■ **Task to carry out**: Scan each line of the records for the word "index" and extract the ones that have it.

----------

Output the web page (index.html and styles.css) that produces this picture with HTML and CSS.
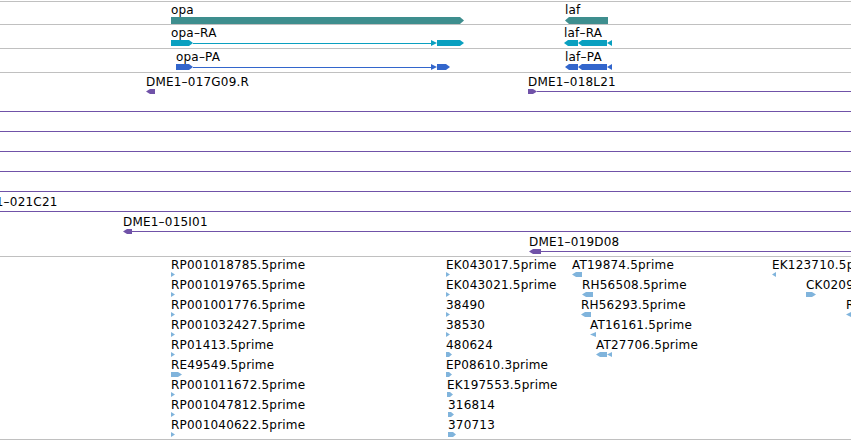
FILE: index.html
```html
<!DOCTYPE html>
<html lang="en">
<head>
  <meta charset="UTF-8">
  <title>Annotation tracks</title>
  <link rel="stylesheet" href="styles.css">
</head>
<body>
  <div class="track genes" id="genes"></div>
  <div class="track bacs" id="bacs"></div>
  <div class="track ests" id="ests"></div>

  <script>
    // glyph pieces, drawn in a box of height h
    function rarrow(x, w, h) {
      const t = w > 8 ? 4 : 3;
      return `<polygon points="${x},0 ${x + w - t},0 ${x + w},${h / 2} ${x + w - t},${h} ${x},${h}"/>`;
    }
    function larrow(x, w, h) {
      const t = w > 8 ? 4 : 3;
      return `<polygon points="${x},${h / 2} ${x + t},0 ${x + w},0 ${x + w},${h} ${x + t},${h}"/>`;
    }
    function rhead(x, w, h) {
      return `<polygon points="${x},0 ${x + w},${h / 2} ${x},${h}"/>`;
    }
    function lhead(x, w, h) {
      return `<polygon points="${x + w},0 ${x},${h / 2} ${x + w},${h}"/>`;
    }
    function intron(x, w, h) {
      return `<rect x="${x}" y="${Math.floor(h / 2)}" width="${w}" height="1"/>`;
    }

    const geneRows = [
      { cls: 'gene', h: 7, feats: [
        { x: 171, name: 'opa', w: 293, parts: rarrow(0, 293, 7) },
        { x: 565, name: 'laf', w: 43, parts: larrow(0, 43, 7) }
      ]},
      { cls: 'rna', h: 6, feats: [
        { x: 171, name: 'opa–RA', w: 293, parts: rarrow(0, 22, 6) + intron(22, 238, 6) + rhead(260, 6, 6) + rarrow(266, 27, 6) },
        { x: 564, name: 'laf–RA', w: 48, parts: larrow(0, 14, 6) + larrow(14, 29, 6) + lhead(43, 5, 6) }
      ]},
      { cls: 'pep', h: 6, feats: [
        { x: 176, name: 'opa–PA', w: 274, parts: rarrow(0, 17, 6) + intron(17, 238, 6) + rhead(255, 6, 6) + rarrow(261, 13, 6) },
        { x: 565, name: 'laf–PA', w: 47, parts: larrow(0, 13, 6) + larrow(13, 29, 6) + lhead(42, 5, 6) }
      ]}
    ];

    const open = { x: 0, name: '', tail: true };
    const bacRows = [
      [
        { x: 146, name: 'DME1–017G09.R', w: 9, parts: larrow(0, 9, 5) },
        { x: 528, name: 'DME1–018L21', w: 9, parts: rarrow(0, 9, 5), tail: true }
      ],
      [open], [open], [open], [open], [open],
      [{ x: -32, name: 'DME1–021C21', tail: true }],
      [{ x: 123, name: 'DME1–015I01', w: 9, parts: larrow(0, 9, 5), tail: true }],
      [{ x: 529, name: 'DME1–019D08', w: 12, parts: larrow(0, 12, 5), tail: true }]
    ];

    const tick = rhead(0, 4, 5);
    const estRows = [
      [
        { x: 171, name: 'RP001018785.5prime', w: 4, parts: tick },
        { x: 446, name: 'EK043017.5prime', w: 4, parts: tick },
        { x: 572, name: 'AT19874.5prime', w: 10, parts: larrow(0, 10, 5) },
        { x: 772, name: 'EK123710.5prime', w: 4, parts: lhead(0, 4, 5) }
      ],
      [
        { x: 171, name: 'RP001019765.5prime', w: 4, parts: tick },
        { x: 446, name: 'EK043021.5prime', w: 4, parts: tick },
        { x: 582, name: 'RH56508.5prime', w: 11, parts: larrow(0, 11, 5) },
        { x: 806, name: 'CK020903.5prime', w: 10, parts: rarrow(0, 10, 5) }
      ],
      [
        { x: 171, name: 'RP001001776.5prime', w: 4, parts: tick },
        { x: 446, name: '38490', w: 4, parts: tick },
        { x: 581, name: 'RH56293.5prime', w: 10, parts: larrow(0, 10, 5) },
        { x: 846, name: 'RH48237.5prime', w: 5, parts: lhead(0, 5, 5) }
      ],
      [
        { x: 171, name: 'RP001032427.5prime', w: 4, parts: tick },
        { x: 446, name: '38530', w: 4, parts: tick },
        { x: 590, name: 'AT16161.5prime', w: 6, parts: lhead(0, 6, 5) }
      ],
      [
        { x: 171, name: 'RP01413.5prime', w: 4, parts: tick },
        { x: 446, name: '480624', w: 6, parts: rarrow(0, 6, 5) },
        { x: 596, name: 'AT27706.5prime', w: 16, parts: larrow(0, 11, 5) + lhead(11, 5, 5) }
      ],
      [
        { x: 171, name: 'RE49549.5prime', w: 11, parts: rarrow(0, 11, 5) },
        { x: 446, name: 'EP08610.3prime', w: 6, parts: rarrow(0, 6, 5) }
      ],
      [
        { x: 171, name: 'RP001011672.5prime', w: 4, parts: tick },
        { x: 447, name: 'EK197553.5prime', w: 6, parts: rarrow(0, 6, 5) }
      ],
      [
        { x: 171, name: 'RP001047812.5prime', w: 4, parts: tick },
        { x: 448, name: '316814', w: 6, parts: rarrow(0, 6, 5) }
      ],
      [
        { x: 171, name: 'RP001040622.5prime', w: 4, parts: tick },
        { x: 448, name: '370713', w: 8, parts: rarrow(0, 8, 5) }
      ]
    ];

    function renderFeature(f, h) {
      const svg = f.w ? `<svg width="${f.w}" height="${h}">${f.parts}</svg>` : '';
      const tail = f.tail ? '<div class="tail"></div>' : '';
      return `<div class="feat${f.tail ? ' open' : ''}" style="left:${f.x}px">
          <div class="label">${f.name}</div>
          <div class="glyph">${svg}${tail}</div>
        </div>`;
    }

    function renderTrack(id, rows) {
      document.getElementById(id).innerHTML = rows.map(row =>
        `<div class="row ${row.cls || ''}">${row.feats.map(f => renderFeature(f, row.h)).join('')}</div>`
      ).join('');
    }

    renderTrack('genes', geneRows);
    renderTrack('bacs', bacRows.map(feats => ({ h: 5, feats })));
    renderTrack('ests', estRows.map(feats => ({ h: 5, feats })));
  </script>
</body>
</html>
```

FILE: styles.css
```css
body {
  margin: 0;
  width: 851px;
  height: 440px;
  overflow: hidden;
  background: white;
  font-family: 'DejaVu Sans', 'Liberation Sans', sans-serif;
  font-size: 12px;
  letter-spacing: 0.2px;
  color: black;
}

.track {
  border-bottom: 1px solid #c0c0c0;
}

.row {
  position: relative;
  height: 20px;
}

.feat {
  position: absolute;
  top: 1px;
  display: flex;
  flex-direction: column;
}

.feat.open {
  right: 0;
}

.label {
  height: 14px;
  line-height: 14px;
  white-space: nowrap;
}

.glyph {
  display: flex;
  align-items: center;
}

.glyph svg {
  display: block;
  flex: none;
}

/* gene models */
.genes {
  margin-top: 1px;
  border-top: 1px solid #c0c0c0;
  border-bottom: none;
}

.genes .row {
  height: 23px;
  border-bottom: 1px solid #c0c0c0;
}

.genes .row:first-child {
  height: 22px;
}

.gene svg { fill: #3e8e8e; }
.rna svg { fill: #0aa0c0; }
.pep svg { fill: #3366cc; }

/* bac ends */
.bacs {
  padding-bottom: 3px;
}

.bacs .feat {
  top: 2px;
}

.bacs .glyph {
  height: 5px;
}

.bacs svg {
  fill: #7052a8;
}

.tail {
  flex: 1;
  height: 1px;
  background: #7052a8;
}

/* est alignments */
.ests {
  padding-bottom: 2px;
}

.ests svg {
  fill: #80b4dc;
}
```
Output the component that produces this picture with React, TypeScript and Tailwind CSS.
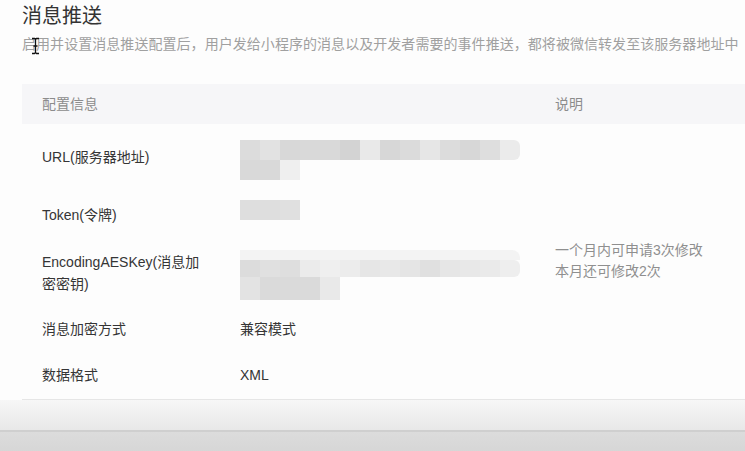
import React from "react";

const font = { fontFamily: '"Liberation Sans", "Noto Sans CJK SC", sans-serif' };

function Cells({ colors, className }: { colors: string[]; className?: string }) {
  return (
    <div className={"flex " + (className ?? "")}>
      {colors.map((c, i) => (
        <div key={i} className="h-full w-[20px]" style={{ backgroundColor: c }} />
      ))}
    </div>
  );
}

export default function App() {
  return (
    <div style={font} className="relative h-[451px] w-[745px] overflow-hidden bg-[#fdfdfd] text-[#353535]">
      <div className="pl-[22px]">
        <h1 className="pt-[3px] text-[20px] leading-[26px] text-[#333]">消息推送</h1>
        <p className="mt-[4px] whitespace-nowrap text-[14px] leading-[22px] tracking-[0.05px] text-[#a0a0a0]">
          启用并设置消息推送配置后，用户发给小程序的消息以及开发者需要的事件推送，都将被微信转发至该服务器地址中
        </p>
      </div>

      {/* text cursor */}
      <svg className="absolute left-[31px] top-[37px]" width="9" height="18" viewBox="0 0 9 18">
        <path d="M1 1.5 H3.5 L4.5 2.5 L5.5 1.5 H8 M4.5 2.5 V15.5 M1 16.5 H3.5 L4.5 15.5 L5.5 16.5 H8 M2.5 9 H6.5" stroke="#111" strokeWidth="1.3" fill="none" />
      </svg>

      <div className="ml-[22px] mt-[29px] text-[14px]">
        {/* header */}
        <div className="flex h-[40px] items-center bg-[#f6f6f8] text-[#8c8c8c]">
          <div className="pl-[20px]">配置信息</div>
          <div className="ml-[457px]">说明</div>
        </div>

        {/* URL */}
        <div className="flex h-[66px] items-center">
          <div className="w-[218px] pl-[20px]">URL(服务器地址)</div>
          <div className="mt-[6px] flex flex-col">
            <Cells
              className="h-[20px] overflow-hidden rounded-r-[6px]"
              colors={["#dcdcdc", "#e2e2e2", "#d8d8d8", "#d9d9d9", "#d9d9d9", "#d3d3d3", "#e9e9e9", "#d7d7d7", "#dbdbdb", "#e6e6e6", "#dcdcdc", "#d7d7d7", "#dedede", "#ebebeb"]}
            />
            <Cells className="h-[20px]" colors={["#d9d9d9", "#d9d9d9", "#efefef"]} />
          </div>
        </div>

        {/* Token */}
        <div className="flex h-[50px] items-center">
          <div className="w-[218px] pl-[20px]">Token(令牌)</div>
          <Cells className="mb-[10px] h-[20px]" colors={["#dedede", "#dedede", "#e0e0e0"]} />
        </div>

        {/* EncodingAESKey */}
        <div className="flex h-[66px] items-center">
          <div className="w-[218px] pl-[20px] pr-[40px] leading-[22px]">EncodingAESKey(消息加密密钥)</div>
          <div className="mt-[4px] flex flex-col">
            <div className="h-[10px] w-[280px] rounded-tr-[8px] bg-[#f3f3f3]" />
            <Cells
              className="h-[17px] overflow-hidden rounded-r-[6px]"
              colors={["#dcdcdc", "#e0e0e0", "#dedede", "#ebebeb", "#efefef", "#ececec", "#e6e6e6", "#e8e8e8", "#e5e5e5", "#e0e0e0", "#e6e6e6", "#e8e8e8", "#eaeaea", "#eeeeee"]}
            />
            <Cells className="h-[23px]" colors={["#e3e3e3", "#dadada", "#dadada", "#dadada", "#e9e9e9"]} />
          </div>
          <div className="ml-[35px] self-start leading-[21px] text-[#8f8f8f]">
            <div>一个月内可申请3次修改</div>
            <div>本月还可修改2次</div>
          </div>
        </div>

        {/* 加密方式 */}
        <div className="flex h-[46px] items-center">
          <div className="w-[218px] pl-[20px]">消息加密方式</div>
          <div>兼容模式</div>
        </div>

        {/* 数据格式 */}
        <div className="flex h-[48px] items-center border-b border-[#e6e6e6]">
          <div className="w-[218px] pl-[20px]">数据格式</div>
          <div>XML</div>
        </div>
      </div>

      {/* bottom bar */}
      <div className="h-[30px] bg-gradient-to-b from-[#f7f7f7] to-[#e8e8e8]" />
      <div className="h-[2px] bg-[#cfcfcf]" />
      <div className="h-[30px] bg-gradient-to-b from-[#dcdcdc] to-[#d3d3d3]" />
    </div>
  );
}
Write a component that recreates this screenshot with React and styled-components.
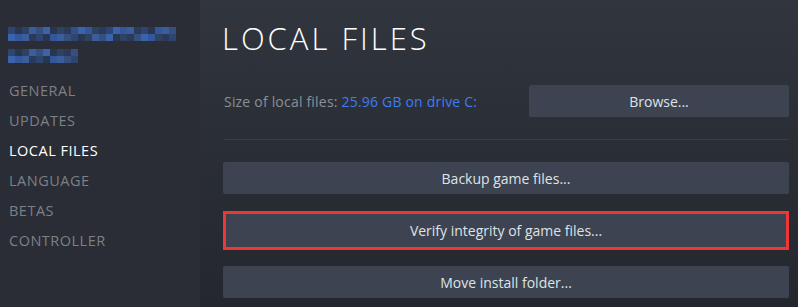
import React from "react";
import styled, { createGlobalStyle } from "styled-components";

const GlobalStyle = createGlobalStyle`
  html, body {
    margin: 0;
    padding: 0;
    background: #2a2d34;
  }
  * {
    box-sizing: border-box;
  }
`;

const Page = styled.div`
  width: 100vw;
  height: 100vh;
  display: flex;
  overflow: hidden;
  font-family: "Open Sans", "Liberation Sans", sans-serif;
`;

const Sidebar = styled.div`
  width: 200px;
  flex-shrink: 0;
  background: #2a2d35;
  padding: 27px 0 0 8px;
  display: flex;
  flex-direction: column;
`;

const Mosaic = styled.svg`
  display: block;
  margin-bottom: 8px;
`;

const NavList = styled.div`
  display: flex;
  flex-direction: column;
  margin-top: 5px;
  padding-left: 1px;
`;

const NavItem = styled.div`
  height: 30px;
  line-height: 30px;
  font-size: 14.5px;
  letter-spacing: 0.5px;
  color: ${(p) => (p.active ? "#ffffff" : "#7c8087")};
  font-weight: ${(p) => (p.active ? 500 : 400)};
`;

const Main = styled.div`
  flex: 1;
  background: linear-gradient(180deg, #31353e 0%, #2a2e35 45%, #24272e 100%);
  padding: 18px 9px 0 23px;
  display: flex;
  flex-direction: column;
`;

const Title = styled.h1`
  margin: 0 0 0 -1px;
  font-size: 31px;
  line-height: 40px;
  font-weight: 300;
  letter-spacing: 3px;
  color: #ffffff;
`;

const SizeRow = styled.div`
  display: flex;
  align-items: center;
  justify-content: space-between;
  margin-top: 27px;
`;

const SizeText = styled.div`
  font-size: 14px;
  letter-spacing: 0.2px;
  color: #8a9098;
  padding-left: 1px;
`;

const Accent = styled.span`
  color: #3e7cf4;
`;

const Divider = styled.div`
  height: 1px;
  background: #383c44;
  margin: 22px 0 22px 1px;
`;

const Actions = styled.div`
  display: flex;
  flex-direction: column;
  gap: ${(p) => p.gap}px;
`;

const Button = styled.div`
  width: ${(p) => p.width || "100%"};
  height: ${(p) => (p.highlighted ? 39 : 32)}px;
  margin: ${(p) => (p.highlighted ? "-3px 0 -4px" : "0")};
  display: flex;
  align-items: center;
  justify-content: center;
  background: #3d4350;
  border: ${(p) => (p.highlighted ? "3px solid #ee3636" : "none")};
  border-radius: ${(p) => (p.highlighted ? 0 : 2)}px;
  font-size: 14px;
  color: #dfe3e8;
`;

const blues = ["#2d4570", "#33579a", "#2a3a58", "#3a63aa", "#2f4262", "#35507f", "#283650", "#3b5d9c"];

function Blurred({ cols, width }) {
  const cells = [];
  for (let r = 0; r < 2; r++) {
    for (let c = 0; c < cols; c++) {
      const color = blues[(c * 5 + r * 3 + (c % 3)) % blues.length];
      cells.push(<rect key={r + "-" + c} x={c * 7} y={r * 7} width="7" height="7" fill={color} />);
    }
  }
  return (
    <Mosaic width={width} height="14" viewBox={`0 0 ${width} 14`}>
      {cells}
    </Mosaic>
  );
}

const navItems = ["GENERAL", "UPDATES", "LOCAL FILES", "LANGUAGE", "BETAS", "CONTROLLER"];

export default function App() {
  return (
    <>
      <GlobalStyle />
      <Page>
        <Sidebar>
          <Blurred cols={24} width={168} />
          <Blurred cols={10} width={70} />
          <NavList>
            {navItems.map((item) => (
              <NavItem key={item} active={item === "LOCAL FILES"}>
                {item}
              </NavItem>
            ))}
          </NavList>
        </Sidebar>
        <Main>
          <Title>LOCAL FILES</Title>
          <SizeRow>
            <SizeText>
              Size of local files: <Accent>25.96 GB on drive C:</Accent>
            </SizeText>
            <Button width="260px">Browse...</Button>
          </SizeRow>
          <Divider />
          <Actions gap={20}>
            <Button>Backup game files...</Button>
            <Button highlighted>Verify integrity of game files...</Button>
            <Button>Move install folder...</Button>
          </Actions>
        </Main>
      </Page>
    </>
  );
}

----------

■ **Correct result**:
Output the web page (index.html and styles.css) that produces this picture with HTML and CSS.
FILE: index.html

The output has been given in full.